You want it so that one sprocket is bolted into the chassis/base of the lift, and the other sprocket bolted into your intake basket (or other intake storing mechanism). You then have the “arm” of your lift attached so it can spin freely around the sprockets. This arm is then powered the normal way you would power an arm on a 4 bar, 6 bar etc.

Note: make sure that the axle that is going through the gear on your arm is not also going through the sprocket on your chassis/base of the lift.

I hope this has helped! Let me know if you want a clearer explanation. :slight_smile:


@George - Great explanation; to summarize:

Your sprocket on the tower is bolted to the robot, and does not move rotate about it’s axis. The sprocket on the bottom is bolted to the ramp, and rotates relative to the arms on your lift. It does not rotate relative to the ramp, and moves in a circle around the top sprocket.

Check out these pictures of one of our chain lift robots from last year.

Extra for experts: You can make the ramp get steeper / shallower as the arm lifts by changing the the ratios of the two sprockets, if you are looking for that sort of thing.


A very bad thing. It cost them a few matches at a tournament. What happened was, they had a scissor lift using the rotational actuation (a big gear in the middle of the “X” to turn one of the bars), but they didn’t screw the gear to the bar of their lift. Instead, the gear turned a shaft that was fastened to the bar by a shaft locking bar. After a little while of usage, the shaft could no longer take the strain, and it twisted up into something that resembled a twizzler.

Lesson: Shafts are not structural components.

that seems really strange system… I see the advantage of powering a scissor lift in the middle, but wouldn’t it be more reliable to use a cam system with chain? Cause drive shafts are less than half an inch thick.

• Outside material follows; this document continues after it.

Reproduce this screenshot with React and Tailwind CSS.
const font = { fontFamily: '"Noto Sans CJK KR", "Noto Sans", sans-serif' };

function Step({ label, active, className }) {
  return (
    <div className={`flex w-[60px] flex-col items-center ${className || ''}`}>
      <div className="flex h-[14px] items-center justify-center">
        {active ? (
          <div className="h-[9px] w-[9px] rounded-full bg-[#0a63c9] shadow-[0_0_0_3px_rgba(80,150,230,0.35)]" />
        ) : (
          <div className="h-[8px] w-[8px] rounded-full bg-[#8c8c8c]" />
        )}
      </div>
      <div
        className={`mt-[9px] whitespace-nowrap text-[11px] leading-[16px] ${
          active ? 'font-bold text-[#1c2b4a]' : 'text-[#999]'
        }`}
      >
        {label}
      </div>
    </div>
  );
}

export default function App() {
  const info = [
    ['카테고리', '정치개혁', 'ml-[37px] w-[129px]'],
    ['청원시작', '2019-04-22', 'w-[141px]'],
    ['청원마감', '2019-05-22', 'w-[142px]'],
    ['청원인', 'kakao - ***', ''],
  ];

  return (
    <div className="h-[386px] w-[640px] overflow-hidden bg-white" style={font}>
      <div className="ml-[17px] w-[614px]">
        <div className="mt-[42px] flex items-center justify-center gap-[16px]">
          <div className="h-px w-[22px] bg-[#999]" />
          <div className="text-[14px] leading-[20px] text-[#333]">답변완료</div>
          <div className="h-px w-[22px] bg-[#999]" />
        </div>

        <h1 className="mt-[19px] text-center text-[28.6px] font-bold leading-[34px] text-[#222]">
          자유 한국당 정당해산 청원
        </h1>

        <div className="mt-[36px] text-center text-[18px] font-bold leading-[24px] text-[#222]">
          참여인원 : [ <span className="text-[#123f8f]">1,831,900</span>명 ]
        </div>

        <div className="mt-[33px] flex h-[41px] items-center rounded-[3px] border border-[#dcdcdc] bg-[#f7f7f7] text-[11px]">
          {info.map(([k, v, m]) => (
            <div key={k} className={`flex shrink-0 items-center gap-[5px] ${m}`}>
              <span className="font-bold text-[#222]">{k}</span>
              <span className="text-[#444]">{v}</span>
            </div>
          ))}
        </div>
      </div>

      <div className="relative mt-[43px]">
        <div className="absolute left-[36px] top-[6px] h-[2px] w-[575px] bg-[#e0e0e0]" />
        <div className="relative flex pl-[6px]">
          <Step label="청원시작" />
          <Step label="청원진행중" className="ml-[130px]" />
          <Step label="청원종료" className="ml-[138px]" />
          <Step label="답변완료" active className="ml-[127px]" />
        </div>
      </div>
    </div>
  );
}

But for the teams who did do that, wouldn’t spacers divided by washers prevent or at least resist twisting. If the scissor lift slams on it self, maybe some foam/non slip pad would be useful to slow down the impact, spreading out the force over time.

what i was thinking for this scenerio was that the hopper is attached to the lockbar to achieve the desired angle, then the lock bar is attached to the metal, then the metal is attached to the sprocket to achieve the necessary rotations.

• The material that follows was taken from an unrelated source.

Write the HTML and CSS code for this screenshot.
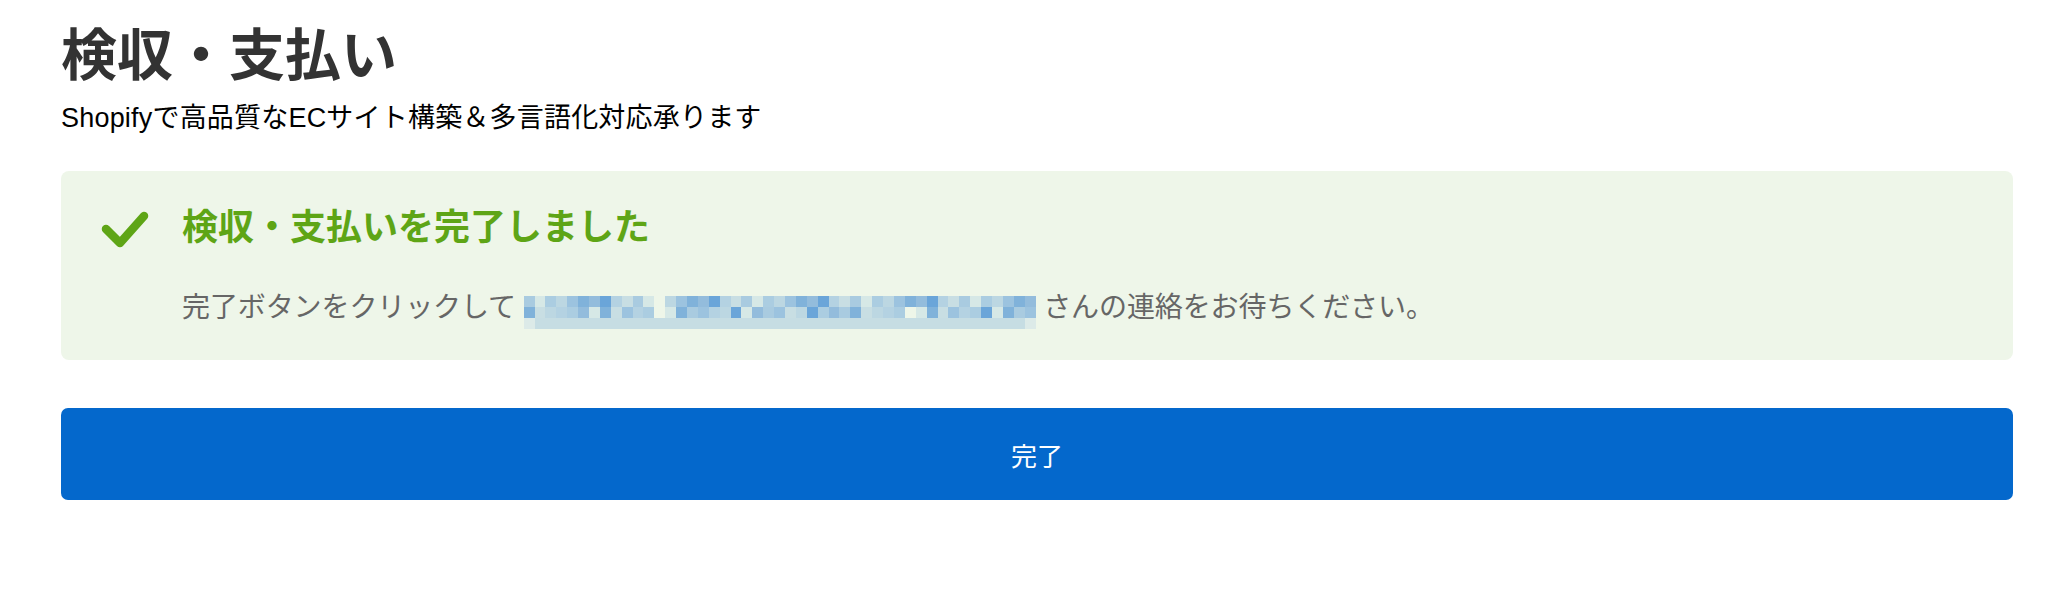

When most people do a scissor lift that way, they do it like on an arm, with the gear bolted to the bar. This causes no stress on the drive shaft.

Spacers and Washers might prevent shafts from bending, but they’d have a hard time preventing twisting.

I know what you meant, but I don’t think shafts should be used to hold a load like a hopper. They are not strong enough.

Here are some pictures of a chain lift I caded last year early in the season for Gateway. Sorry about the white space in the pictures, I pulled it from an old thread.


forgot to mention, above is three stages. idk if you need that many for what you are doing. 2 stages is more typical.


Ah, the OP was asking for an arm that uses chain to maintain the orientation of the hopper.

This confusion seems to happen a lot. To end the confusion once and for all, I think we should start referring to this as a “Chain Arm,” instead of “Chain Lift.”

ohhhhhhhhh. yeah, that should be called a chain arm, or at least a rotating chain lift or something. Chain lift seems to refer more to a linear movement using chain. This is angular movement, therefore rotating chain lift or angular chain lift would be better.


I agree. Technically, it is a “Chain 4-bar”, and in my opinion is what it should be called. But if not, Chain Arm would at least be better than Chain Lift.


Calling it a chain 4 bar is incorrect because it has the bonus 4 or 5 holes that the 6 bar has that is why 404 called it a virtual 6 bar. It has always been my policy to call it a chain bar because it shares the main benefits of the 4 bar 6 bar 8 bar but it uses chain to get the affect while a 4 bar uses 4 pieces of metal but virtual 6 bar is just as accurate just can easily confuse people.
For people new to the chain bar think of it like a 6 bar that can spin in a full 360 degrees.